In recent weeks, the U.S. Army Corps of Engineers handed down the final easement needed for the Dakota Access Pipeline to cross Lake Oahe in my home state of North Dakota. The pipeline is just days away from becoming operational. While legal battles will likely continue to be waged, court rulings to date have consistently validated the process that led to approval of the Dakota Access Pipeline. As protest camps in the region clear out, it’s worth taking a moment to consider the toll that those activities took on the residents and the environment of North Dakota.
According to the latest reports, clean-up crews have removed as much as 48 million pounds of garbage from the Oceti Sakowin camp, costing taxpayers as much as $1 million. This unprecedented level of negligence stood as a threat to the region’s environment, until the U.S. Army Corps of Engineers and state officials intervened and evacuated the camps. With rising temperatures and spring thaws on the way, the refuse could have been washed directly into the Missouri River system. With all the rhetoric about protecting the water, the trash left behind by protestors posed a far more imminent threat to water than the pipelines buried far underneath it. Thankfully, the authorities intervened before more serious damage was done.

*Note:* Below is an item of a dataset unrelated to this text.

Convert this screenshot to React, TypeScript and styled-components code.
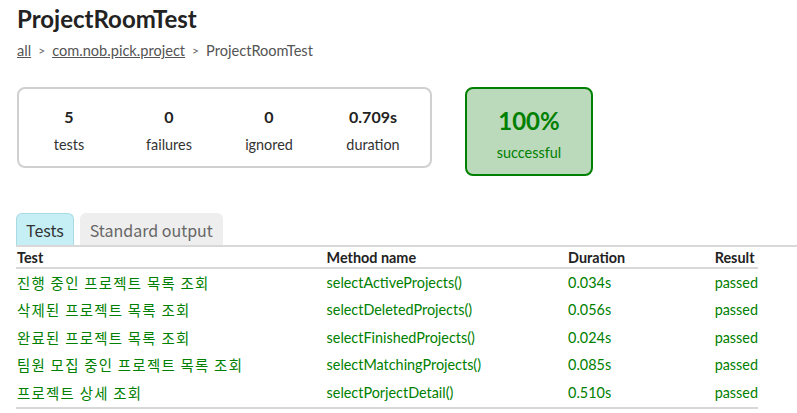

Looking beyond Dakota Access to the future of other pipeline infrastructure projects, some key facts merit consideration.
First, for the foreseeable future, residents of the United States will continue to rely on petroleum products such as crude oil, natural gas, and natural gas liquids like butane, ethane and propane to sustain their everyday lives. Second, pipelines remain, by far, the safest means by which to transport those energy goods. Third, the United States continues to work steadily toward the diversification of its energy sources, utilizing energy goods produced here at home and lessening our reliance on energy from volatile regions elsewhere in the world. Fourth, a pressing need for infrastructure remains in growing production regions within the United States – such as the Marcellus, Bakken, and Permian shale regions – to markets within and for export to allies abroad.